On the band’s Web site, Stern — who grew up in Philadelphia (where his parents owned an anarchist book store and record shop), studied opera and ran away to Paris for a time to try to make it as an artist and a writer, and when he first came to Portland, lived out of his Oldsmobile and played accordion on the streets to earn money for first month’s rent — has written that the band is “driven by a desire to rediscover, reinterpret and refresh many vigorous forms of musical expression that have fallen by our cultural wayside.”


In person he puts it another way: “I am so sick of guitars.” (”Oh, boy,” he says and smiles as he watches me write this down, because he knows that it will probably go off like a bomb for some, but then, with his shaved head and commanding voice, he’s not the shy and retiring type. )


Vagabond Opera’s show on this particular night was packed, standing room only: Older, graying couples, families, cool kids with blue hair, bald heads and avant-garde glasses.


“Feel free to sit there and just enjoy the music,” Stern told them all. “But you can also come up and dance. Don’t be afraid to be the first one.”


The first to comply, curiously enough, were the farthest away from the Old World past this music evokes: the audiences’ children, of whom there were a dozen, at least. They flocked to the front, as though hypnotized. “That man,” saxophonist Robin Jackson told me between sets, nodding his top-hatted head toward Stern, “He’s a pied piper.”

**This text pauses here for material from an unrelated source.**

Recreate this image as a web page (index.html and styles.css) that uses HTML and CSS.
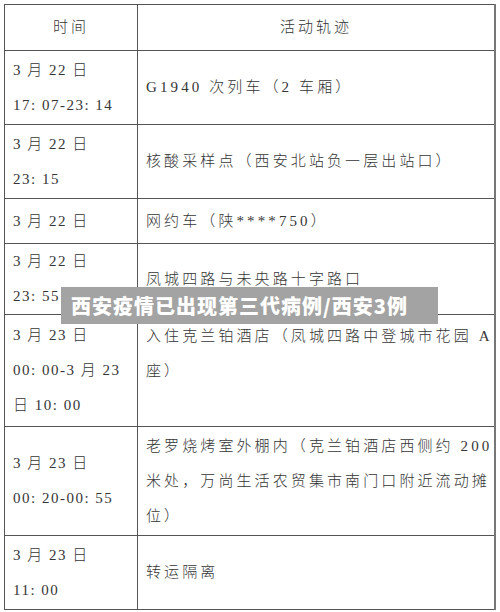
FILE: index.html
```html
<!DOCTYPE html>
<html lang="zh">
<head>
<meta charset="utf-8">
<link rel="stylesheet" href="styles.css">
</head>
<body>
<div class="page">
  <table class="trace">
    <tr class="r-head">
      <th class="c-time">时间</th>
      <th class="c-act">活动轨迹</th>
    </tr>
    <tr class="r1">
      <td class="c-time">3 月 22 日<br>17: 07-23: 14</td>
      <td class="c-act">G1940 次列车（2 车厢）</td>
    </tr>
    <tr class="r2">
      <td class="c-time">3 月 22 日<br>23: 15</td>
      <td class="c-act">核酸采样点（西安北站负一层出站口）</td>
    </tr>
    <tr class="r3">
      <td class="c-time">3 月 22 日</td>
      <td class="c-act">网约车（陕****750）</td>
    </tr>
    <tr class="r4">
      <td class="c-time">3 月 22 日<br>23: 55</td>
      <td class="c-act">凤城四路与未央路十字路口</td>
    </tr>
    <tr class="r5">
      <td class="c-time">3 月 23 日<br>00: 00-3 月 23<br>日 10: 00</td>
      <td class="c-act top">入住克兰铂酒店（凤城四路中登城市花园 A<br>座）</td>
    </tr>
    <tr class="r6">
      <td class="c-time">3 月 23 日<br>00: 20-00: 55</td>
      <td class="c-act">老罗烧烤室外棚内（克兰铂酒店西侧约 200<br>米处，万尚生活农贸集市南门口附近流动摊<br>位）</td>
    </tr>
    <tr class="r7">
      <td class="c-time">3 月 23 日<br>11: 00</td>
      <td class="c-act">转运隔离</td>
    </tr>
  </table>
  <div class="banner">西安疫情已出现第三代病例/西安3例</div>
</div>
</body>
</html>
```

FILE: styles.css
```css
html, body {
  margin: 0;
  padding: 0;
  background: #fff;
}
.page {
  position: relative;
  width: 500px;
  height: 612px;
  padding: 4px 0 0 4px;
  box-sizing: border-box;
}
.trace {
  border-collapse: collapse;
  width: 492px;
  table-layout: fixed;
  font-family: "Liberation Serif", "Noto Sans CJK SC", serif;
  font-weight: 300;
  font-size: 15px;
  color: #353535;
  line-height: 35px;
}
.trace th, .trace td {
  border: 1px solid #555;
  padding: 0;
  vertical-align: middle;
  white-space: nowrap;
}
.trace th {
  font-weight: 300;
  text-align: center;
  letter-spacing: 3px;
}
.trace td.c-time {
  padding-left: 8px;
  letter-spacing: 1.5px;
}
.trace td.c-act {
  padding-left: 8px;
  letter-spacing: 3.1px;
}
.trace .c-time { width: 132px; }
.trace th.c-act, .trace td.c-act { border-right: 2px solid #777; }
.trace td.top { vertical-align: top; padding-top: 4px; }
.r-head { height: 46px; }
.r1 { height: 74px; }
.r2 { height: 74px; }
.r3 { height: 45px; }
.r4 { height: 70px; }
.r5 { height: 112px; }
.r6 { height: 109px; }
.r7 { height: 74px; }
.banner {
  position: absolute;
  left: 61px;
  top: 287px;
  width: 377px;
  height: 37px;
  box-sizing: border-box;
  padding-left: 10px;
  background: #a3a3a3;
  color: #fff;
  font-family: "Noto Sans CJK SC", sans-serif;
  font-weight: 900;
  font-size: 20px;
  line-height: 37px;
  letter-spacing: 1px;
  white-space: nowrap;
}
```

Soon it was a preschool mosh pit, with children spinning and leaping and kicking up their heels and screaming in crazed abandon. Stern and Jackson got on their knees to serenade them with saxophone and accordion, and the children engulfed them, and I worried for a minute they might carry the two off in a frenzy, like an army of ants. But the children behaved themselves.


Gradually, adults followed, also transfixed. But the children clearly understood how to channel this music better. Maybe it’s because they are better at imagining things than adults, living in other worlds, but there were moments when I looked up and they did not look young anymore, but older than anyone here.

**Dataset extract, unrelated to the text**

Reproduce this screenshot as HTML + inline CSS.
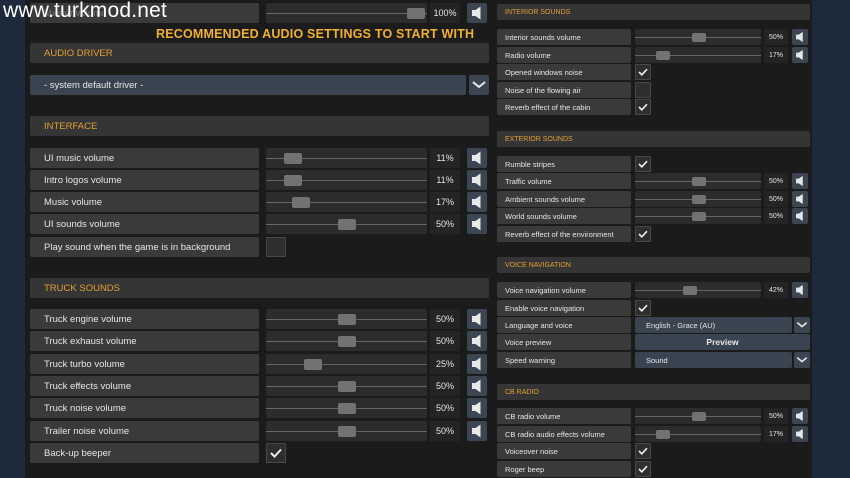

And then the belly dancer arrived, in a rustle of silk and the tinkling of her gold coin belt. And everyone watched in wonder as Yo Shina threw her hips to the beat. By 9:30 the children had taken their exhausted parents home to bed, and the mood changed.


Now, the candles were burning low. A man and woman took the floor and stared into each other’s eyes. He whirled her around, pressing his hips hard against hers.


If ever you have wondered whether it was possible to freak dance to an accordion, I can say now with great authority, that yes, it is possible. At least, if you are listening to Vagabond Opera.


Then, two women with feathers woven through their hair and fantastically embroidered clothing, took the floor and swayed sultrily, following their own internal rhythm.


At one point during the night, Stern had sung, “I wish I was Marlene Dietrich.”


Oh, but you are, I wanted to say.


Tonight, we are whatever we want to be. Young old children. Accordion lovers. Belly dancers. Bohemian writers.


At least until the music stops.


And then I am just a woman in a dirty Civic, driving home in the dark, far, far from Paris.